The petitions referred to in the assignments showed that appellants, A.E. Pierce, J.G. McGown, and others, had brought suit in the District Court to collect the purchase money due on the land under the sales which it is claimed conveyed no title, and the evidence was admissible by way of estoppel against the parties seeking recovery upon such purchase money notes. *Page 75

The eighth assignment is directed at the admission of an instrument executed by John T. Pierce and J.G. McCown. The instrument complained of is as follows:

"THE STATE of TEXAS,} "County of Hill.}

"Know all men by these presents, that whereas Peter J. Willis, executor of the estate of Alex. McCown, deceased, by his agent and attorney in fact, W.B. Tarver, did on the 13th day of May, 1871, make, execute, and deliver to J.J. Gathings his deed of conveyance to 430 acres of land in Hill County, Texas, the same being part of the McCracken league, said deed being recorded in Book M, on page 768, Hill County records; and whereas said J.J. Gathings is desirous of having said deed ratified by the heirs of said A. McCown, deceased, therefore, in consideration of one hundred and eighty dollars in gold, being balance of purchase money of said land, we, John T. Pierce, acting for his wife, Annie E. Pierce, and as administrator of the estate of N.A. McCown, deceased, and J.G. McCown, agent and attorney in fact of D.C. McCown, Sampson McCown, E.M. Roach, N.A. Morgan, and E.M. F Morgan, James McCown, and Sampson McCown, Jr., and B.S. Wilson and wife, Jane Wilson, and for himself, all heirs at law of said A. McCown, deceased, do hereby ratify and confirm said first named deed and relinquish all claim of title in the land by reason of our heirship as aforesaid." Dated March 6, 1878.

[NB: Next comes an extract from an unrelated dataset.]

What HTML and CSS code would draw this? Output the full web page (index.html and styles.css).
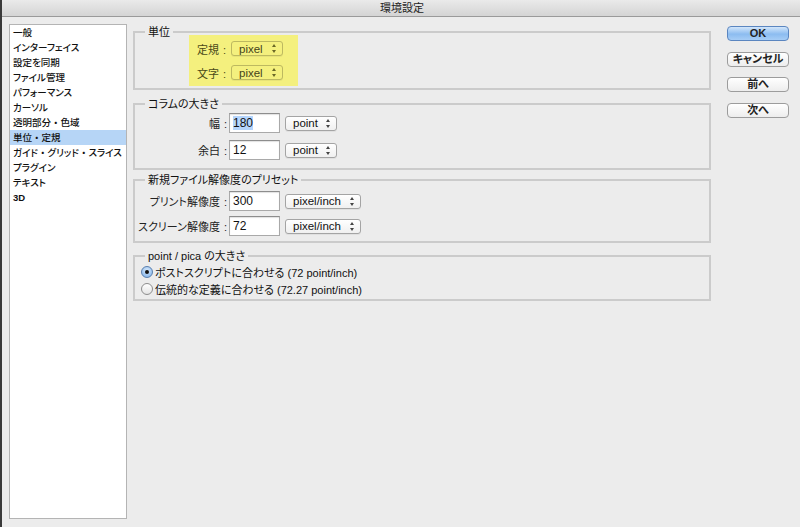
FILE: index.html
```html
<!DOCTYPE html>
<html lang="ja">
<head>
<meta charset="utf-8">
<title>環境設定</title>
<link rel="stylesheet" href="styles.css">
</head>
<body>
<div class="window">
  <div class="titlebar">環境設定</div>
  <div class="body">
    <ul class="sidebar">
      <li>一般</li>
      <li>インターフェイス</li>
      <li>設定を同期</li>
      <li>ファイル管理</li>
      <li>パフォーマンス</li>
      <li>カーソル</li>
      <li>透明部分<span class="dot">・</span>色域</li>
      <li class="active">単位<span class="dot">・</span>定規</li>
      <li>ガイド<span class="dot">・</span>グリッド<span class="dot">・</span>スライス</li>
      <li>プラグイン</li>
      <li>テキスト</li>
      <li class="latin">3D</li>
    </ul>
    <div class="main">
      <fieldset class="group g1">
        <legend>単位</legend>
        <div class="yellow">
          <div class="row">
            <span class="label l1">定規<span class="colon">:</span></span>
            <div class="select s1"><span>pixel</span><i class="arrows"></i></div>
          </div>
          <div class="row">
            <span class="label l1">文字<span class="colon">:</span></span>
            <div class="select s1"><span>pixel</span><i class="arrows"></i></div>
          </div>
        </div>
      </fieldset>
      <fieldset class="group g2">
        <legend>コラムの大きさ</legend>
        <div class="row">
          <span class="label lw">幅<span class="colon">:</span></span>
          <div class="input"><span class="sel">180</span></div>
          <div class="select s2"><span>point</span><i class="arrows"></i></div>
        </div>
        <div class="row r2">
          <span class="label lw">余白<span class="colon">:</span></span>
          <div class="input">12</div>
          <div class="select s2"><span>point</span><i class="arrows"></i></div>
        </div>
      </fieldset>
      <fieldset class="group g3">
        <legend>新規ファイル解像度のプリセット</legend>
        <div class="row">
          <span class="label lw">プリント解像度<span class="colon">:</span></span>
          <div class="input">300</div>
          <div class="select s3"><span>pixel/inch</span><i class="arrows"></i></div>
        </div>
        <div class="row r3">
          <span class="label lw">スクリーン解像度<span class="colon">:</span></span>
          <div class="input">72</div>
          <div class="select s3"><span>pixel/inch</span><i class="arrows"></i></div>
        </div>
      </fieldset>
      <fieldset class="group g4">
        <legend>point / pica の大きさ</legend>
        <div class="radio-row"><span class="radio checked"></span>ポストスクリプトに合わせる (72 point/inch)</div>
        <div class="radio-row"><span class="radio"></span>伝統的な定義に合わせる (72.27 point/inch)</div>
      </fieldset>
    </div>
    <div class="buttons">
      <div class="btn primary">OK</div>
      <div class="btn">キャンセル</div>
      <div class="btn">前へ</div>
      <div class="btn">次へ</div>
    </div>
  </div>
</div>
</body>
</html>
```

FILE: styles.css
```css
* { box-sizing: border-box; }
html, body {
  margin: 0;
  padding: 0;
  width: 800px;
  height: 527px;
  overflow: hidden;
  background: #ececec;
}
body {
  font-family: "Liberation Sans", "Noto Sans CJK JP", sans-serif;
  font-size: 11px;
  color: #111;
}
.window {
  width: 800px;
  height: 527px;
  border-left: 2px solid #3a3a3a;
  background: #ececec;
  display: flex;
  flex-direction: column;
}
.titlebar {
  height: 17px;
  line-height: 16px;
  text-align: center;
  font-size: 11px;
  color: #222;
  background: linear-gradient(#eaeaea, #d4d4d4);
  border-bottom: 1px solid #9a9a9a;
  font-feature-settings: "palt";
  padding-left: 2px;
}
.body {
  display: flex;
  flex: 1;
}
.sidebar {
  list-style: none;
  margin: 7px 0 0 7px;
  padding: 0;
  width: 118px;
  height: 495px;
  background: #fff;
  border: 1px solid #b4b4b4;
  font-size: 9.5px;
  font-weight: 500;
  font-feature-settings: "palt";
}
.sidebar li {
  height: 15px;
  line-height: 15px;
  padding-left: 3px;
  white-space: nowrap;
  color: #111;
}
.sidebar .dot { font-feature-settings: normal; }
.sidebar .latin { font-weight: bold; font-size: 9.5px; }
.sidebar li.active { background: #b6d5f6; }
.main {
  width: 578px;
  margin-left: 6px;
  margin-top: 8px;
  display: flex;
  flex-direction: column;
}
.group {
  margin: 0;
  padding: 0;
  border: 2px solid #cbcbcb;
  min-width: 0;
}
.group legend {
  margin-left: 10px;
  padding: 0 3px;
  line-height: 14px;
  font-size: 11px;
  font-feature-settings: "palt";
}
.g1 { padding-bottom: 2px; }
.g2 { margin-top: 7px; padding-top: 2px; padding-bottom: 8px; }
.g3 { margin-top: 3px; padding-top: 4px; padding-bottom: 5px; }
.g4 { margin-top: 6px; padding-top: 1px; padding-bottom: 2px; }
.yellow {
  margin-top: -4px;
  margin-left: 54px;
  width: 109px;
  height: 51px;
  background: #f4f07e;
  padding-top: 6px;
}
.yellow .row { height: 15px; }
.yellow .row + .row { margin-top: 9px; }
.row {
  display: flex;
  align-items: center;
  height: 20px;
}
.r2 { margin-top: 7px; }
.r3 { margin-top: 5px; }
.label {
  text-align: right;
  font-feature-settings: "palt";
  white-space: nowrap;
  color: #222;
}
.colon { margin-left: 4px; }
.l1 { width: 37px; margin-right: 5px; color: #4a4a18; }
.lw { width: 92px; margin-right: 2px; }
.select {
  height: 15px;
  border: 1px solid #a4a4a4;
  border-radius: 3px;
  background: linear-gradient(#ffffff, #f0f0f0);
  display: flex;
  align-items: center;
  justify-content: space-between;
  padding: 0 5px 0 7px;
  font-size: 11.5px;
  color: #111;
  box-shadow: 0 1px 0 rgba(0,0,0,0.05);
}
.yellow .select {
  background: #f4f07e;
  border-color: #bdb960;
  color: #45441a;
}
.s1 { width: 52px; }
.s2 { width: 52px; margin-left: 5px; }
.s3 { width: 76px; margin-left: 5px; }
.arrows {
  width: 5px;
  height: 9px;
  position: relative;
  display: block;
}
.arrows::before, .arrows::after {
  content: "";
  position: absolute;
  left: 0;
  border-left: 2.5px solid transparent;
  border-right: 2.5px solid transparent;
}
.arrows::before { top: 0; border-bottom: 3px solid #444; }
.arrows::after { bottom: 0; border-top: 3px solid #444; }
.yellow .arrows::before { border-bottom-color: #6a6826; }
.yellow .arrows::after { border-top-color: #6a6826; }
.input {
  width: 51px;
  height: 20px;
  background: #fff;
  border: 1px solid #a9a9a9;
  border-top-color: #8d8d8d;
  box-shadow: inset 0 1px 1px rgba(0,0,0,0.12);
  padding-left: 3px;
  line-height: 18px;
  font-size: 12px;
  color: #111;
}
.sel { background: #b5d5fc; }
.radio-row {
  height: 16px;
  display: flex;
  align-items: center;
  padding-left: 6px;
  font-feature-settings: "palt";
  white-space: nowrap;
}
.radio-row + .radio-row { margin-top: 1px; }
.radio {
  width: 12px;
  height: 12px;
  border-radius: 50%;
  border: 1px solid #8d8d8d;
  background: linear-gradient(#ffffff, #e4e4e4);
  margin-right: 2px;
  position: relative;
  flex: none;
}
.radio.checked {
  border-color: #5a7fae;
  background: radial-gradient(circle at 50% 35%, #d8e9fb, #7aaee8);
}
.radio.checked::after {
  content: "";
  position: absolute;
  width: 4px;
  height: 4px;
  border-radius: 50%;
  background: #111;
  left: 3px;
  top: 3px;
}
.buttons {
  margin-left: 16px;
  margin-top: 9px;
  display: flex;
  flex-direction: column;
  gap: 10.5px;
}
.btn {
  width: 62px;
  height: 15px;
  border: 1px solid #9c9c9c;
  border-radius: 4px;
  background: linear-gradient(#ffffff, #ededed);
  text-align: center;
  line-height: 13px;
  font-size: 11px;
  font-weight: bold;
  color: #222;
  font-feature-settings: "palt";
}
.btn.primary {
  border-color: #5b86c0;
  background: linear-gradient(#d2e6fb, #8cbcf0 55%, #a6cdf6);
}
```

Signed and duly authenticated by above parties.

The parties named in said instrument as heirs of Alex. McCown had given J.G. McCown full power to act for them in the matters pertaining to said estate, by powers of attorney.

Appellant Isabella McCown claims under Sampson McCown, Sr.; appellants Scott and wife and V. Gregg McCown and others claim as heirs of D.C. McCown; all the other persons named in said instrument are parties to this suit, except John T. Pierce and B.S. Wilson, who are dead.

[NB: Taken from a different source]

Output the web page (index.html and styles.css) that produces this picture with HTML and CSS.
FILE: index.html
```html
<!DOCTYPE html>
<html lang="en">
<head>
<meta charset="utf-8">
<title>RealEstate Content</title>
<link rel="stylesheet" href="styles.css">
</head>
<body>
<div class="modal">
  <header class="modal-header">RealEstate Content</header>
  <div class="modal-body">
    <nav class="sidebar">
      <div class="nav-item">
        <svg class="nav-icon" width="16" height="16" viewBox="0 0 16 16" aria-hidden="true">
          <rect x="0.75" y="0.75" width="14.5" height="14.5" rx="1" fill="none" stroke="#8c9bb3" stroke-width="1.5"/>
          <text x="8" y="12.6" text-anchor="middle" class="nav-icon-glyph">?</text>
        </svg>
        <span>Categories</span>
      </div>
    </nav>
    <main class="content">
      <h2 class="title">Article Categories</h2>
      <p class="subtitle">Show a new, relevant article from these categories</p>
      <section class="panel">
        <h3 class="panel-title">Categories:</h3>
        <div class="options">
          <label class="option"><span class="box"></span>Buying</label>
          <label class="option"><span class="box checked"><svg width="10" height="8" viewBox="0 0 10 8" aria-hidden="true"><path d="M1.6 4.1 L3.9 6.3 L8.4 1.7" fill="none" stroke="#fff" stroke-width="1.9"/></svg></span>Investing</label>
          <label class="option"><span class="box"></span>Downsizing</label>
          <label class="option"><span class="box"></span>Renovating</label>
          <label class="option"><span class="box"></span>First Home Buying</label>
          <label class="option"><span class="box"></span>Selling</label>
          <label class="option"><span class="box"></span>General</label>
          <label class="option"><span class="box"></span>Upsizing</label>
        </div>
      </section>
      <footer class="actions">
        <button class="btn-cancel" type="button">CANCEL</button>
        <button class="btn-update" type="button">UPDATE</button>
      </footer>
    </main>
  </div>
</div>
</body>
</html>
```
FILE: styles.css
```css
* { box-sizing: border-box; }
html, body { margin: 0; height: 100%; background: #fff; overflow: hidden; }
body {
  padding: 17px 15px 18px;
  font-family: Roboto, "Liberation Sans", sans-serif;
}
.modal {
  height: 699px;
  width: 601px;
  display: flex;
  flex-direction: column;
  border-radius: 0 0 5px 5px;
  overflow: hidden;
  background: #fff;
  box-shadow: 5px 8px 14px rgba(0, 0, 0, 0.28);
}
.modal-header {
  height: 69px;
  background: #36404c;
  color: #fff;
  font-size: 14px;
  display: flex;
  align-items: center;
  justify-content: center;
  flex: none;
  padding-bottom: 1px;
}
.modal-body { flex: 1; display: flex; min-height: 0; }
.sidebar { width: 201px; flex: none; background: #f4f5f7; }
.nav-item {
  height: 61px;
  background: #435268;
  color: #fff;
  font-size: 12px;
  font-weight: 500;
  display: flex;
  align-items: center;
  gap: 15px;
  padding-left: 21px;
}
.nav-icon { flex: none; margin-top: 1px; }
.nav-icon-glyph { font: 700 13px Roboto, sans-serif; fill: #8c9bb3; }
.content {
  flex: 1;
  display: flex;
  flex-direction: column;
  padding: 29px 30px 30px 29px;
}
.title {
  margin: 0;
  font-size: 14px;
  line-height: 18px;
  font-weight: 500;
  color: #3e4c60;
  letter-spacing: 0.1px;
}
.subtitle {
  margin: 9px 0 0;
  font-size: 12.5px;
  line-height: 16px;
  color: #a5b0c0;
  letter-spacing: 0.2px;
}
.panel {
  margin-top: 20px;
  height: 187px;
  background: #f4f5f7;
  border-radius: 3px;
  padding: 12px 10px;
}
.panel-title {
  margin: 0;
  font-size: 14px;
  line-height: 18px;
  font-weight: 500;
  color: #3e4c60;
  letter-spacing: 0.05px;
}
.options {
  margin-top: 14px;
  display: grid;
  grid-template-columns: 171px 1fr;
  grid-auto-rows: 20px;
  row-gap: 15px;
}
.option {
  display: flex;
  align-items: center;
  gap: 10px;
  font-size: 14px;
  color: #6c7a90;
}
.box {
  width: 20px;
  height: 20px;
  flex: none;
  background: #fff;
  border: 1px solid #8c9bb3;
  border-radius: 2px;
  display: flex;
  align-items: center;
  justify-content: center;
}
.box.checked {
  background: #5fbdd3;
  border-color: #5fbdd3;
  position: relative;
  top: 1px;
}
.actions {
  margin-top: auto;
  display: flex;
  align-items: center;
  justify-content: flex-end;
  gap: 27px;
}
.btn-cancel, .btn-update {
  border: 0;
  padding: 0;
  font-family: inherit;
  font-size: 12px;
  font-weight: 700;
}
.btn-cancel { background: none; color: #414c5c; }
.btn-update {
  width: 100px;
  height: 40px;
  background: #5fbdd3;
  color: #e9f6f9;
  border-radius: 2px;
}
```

The said instrument was admitted, not as a conveyance binding on the estate represented by John T. Pierce, but as evidence of payment of purchase money to John T. Pierce, husband of intervenor Annie E. Pierce, and to the heirs of Alexander McCown, and as an act of ratification in those who have legally signed it, and the jury were so instructed at the time the deed was admitted. Some of the appellants claim under J.J. Gathings.

The court did not err in admitting the evidence for the purposes to which it was limited.

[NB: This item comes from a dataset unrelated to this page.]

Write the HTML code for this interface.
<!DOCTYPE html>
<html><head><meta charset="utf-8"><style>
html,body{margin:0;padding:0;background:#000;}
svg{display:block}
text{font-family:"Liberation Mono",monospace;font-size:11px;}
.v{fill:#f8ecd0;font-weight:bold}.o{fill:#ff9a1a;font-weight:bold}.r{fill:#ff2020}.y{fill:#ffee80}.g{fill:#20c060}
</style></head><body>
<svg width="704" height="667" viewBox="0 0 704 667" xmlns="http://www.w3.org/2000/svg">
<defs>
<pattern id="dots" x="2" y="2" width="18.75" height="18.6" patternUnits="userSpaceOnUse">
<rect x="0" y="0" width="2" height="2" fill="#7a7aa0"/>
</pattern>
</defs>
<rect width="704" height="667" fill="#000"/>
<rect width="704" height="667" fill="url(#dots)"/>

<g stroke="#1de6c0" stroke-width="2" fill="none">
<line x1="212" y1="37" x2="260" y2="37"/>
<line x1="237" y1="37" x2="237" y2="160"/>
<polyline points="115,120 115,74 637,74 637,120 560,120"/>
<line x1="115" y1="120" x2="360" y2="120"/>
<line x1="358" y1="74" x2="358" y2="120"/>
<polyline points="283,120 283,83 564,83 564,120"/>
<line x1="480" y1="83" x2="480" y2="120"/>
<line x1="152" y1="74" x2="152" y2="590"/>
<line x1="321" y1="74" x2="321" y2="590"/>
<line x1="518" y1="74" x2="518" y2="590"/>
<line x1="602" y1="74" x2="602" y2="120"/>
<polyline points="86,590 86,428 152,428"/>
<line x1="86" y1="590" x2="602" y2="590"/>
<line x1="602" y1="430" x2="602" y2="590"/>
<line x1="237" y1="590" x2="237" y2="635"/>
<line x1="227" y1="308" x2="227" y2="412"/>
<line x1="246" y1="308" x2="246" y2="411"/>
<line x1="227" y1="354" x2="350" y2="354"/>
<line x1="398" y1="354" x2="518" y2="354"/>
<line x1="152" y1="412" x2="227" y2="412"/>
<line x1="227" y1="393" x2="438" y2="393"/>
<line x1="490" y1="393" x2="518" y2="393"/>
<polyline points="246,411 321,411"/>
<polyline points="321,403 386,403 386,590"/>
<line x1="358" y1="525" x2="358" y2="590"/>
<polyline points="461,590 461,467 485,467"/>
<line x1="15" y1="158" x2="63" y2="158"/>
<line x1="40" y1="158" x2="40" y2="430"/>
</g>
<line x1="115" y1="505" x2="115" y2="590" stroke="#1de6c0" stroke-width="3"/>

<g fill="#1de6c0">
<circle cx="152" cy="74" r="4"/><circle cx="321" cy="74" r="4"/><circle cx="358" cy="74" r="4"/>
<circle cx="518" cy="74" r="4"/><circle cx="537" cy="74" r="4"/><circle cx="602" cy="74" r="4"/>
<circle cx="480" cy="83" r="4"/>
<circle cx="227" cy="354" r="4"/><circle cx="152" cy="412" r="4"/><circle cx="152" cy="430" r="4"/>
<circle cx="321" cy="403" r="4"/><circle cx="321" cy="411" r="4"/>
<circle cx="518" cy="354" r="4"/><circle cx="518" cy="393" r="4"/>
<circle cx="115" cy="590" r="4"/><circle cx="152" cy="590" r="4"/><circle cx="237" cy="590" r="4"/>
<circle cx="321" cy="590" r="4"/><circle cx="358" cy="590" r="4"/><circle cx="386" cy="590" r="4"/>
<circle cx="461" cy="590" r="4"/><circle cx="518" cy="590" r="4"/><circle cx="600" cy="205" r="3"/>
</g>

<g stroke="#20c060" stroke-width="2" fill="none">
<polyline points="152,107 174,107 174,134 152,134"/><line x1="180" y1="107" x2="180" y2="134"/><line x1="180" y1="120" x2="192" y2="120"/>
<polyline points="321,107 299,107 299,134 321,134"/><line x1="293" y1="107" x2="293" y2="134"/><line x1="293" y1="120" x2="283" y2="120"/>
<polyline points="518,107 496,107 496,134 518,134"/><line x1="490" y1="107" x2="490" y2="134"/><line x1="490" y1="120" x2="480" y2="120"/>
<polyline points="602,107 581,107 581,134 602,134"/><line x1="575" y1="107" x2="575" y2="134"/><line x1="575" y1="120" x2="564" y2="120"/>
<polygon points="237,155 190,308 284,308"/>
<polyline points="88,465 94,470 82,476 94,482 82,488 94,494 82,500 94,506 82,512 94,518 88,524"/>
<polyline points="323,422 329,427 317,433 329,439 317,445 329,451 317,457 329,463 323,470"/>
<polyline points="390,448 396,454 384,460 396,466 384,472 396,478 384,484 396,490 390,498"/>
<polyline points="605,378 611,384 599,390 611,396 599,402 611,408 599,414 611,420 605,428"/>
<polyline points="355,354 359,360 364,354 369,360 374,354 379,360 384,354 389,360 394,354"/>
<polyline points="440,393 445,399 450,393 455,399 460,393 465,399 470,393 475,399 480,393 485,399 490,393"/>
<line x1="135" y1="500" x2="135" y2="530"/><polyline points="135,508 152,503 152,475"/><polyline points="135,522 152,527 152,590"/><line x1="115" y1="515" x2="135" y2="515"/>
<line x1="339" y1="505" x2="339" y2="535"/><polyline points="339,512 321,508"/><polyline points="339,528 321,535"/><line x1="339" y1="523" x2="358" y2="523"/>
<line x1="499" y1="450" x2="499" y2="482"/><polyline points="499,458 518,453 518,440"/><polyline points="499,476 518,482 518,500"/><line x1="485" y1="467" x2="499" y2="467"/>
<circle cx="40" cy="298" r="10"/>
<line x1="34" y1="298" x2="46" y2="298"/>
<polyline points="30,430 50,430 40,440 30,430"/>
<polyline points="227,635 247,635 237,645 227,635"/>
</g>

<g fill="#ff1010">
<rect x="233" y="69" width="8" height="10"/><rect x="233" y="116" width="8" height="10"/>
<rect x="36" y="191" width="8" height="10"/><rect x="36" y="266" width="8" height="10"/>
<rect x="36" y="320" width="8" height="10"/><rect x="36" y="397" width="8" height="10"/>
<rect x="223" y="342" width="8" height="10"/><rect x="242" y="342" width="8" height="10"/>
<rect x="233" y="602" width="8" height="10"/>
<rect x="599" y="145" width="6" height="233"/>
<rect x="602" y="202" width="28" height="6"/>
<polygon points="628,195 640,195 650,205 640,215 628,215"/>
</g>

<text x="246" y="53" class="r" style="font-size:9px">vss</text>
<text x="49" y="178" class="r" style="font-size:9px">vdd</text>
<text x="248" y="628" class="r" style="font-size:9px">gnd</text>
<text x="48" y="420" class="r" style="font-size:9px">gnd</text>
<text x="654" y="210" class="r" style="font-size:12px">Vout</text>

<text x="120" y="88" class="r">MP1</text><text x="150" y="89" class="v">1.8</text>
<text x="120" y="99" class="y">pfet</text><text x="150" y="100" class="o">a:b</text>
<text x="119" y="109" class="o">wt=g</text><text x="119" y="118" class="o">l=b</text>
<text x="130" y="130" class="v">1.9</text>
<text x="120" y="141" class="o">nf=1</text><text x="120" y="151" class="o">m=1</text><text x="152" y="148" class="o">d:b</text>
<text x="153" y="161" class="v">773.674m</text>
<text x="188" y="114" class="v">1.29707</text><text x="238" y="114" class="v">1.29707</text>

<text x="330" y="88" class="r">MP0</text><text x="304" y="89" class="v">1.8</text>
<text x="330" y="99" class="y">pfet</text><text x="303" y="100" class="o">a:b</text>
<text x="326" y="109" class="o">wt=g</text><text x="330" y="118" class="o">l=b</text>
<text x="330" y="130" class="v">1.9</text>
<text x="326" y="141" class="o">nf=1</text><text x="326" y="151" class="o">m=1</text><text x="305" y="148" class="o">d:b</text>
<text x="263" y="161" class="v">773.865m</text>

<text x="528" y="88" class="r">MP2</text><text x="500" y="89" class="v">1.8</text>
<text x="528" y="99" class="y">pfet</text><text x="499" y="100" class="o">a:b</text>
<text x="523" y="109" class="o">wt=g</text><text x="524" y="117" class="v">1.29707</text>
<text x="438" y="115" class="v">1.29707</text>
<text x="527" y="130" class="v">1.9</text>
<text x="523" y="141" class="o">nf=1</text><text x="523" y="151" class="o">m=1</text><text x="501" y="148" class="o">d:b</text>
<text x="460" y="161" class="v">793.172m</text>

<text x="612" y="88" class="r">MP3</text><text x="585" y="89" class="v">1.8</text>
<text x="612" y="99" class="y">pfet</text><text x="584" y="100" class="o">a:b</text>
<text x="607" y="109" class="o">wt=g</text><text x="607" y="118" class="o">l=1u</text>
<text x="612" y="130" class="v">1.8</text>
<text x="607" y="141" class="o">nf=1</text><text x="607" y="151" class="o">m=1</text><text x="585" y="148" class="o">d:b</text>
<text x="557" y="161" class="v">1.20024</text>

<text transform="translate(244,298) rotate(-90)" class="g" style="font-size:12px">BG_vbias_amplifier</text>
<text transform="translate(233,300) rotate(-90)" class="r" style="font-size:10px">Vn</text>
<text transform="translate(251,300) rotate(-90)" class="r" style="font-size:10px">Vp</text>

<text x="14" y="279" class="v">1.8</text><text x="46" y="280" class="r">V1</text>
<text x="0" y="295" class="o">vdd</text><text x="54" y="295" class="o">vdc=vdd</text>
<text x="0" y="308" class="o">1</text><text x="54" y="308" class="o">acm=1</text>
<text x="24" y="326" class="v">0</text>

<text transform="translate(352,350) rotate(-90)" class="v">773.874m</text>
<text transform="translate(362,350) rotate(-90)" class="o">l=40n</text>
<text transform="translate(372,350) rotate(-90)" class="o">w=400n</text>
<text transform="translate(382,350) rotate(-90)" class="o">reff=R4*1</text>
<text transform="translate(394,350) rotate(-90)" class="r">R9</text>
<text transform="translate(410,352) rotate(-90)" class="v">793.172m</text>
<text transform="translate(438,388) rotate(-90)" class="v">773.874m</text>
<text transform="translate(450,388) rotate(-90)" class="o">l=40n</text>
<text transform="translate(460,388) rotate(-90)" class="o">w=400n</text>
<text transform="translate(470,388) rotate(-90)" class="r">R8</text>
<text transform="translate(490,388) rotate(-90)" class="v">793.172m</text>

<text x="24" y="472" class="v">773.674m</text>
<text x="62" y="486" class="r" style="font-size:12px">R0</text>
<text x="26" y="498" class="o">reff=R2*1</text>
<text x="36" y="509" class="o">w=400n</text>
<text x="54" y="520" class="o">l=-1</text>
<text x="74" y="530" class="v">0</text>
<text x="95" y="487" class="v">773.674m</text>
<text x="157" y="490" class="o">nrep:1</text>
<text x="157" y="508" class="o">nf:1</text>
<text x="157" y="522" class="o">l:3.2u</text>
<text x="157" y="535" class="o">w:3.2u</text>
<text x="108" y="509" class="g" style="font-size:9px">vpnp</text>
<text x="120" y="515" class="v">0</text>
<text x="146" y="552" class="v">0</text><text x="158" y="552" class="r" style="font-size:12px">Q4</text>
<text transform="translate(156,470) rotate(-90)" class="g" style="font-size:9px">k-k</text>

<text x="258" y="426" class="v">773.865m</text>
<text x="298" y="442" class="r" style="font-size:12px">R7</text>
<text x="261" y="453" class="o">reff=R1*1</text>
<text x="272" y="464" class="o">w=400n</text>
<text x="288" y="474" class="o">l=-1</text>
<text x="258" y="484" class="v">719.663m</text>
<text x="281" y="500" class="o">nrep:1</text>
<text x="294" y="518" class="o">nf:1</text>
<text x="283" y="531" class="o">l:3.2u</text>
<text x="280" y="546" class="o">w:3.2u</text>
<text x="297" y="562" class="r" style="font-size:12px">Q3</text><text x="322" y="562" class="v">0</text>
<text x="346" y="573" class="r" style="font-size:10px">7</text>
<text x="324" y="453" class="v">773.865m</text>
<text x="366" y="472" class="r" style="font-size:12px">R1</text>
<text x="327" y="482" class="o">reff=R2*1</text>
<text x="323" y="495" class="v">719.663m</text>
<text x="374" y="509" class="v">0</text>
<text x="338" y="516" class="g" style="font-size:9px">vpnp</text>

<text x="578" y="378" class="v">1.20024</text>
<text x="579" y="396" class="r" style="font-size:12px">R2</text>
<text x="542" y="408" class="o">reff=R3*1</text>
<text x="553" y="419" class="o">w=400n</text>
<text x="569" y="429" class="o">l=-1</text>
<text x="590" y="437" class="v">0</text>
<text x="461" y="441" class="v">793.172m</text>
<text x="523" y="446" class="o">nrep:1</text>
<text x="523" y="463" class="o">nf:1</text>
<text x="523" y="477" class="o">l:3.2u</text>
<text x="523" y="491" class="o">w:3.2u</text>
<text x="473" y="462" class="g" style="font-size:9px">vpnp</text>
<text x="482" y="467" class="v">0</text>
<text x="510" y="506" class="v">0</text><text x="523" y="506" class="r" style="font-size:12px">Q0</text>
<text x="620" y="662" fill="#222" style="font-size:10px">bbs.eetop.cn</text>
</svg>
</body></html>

The ninth assignment of error relates to the admission in evidence of what purported to be a report and final account filed in the County Court of Montgomery County by J.T. Pierce and wife, as administrators of Nancy McCown's estate. The bill of exceptions upon which the assignment is based fails to set forth the instruments, or give the *Page 76 substance of their contents; and fails to point out any matter therein contained calculated to injure the rights of appellants. From such a bill we can not determine whether appellants were injured by the action of the court or not, and for that reason it would not be proper for us to review it.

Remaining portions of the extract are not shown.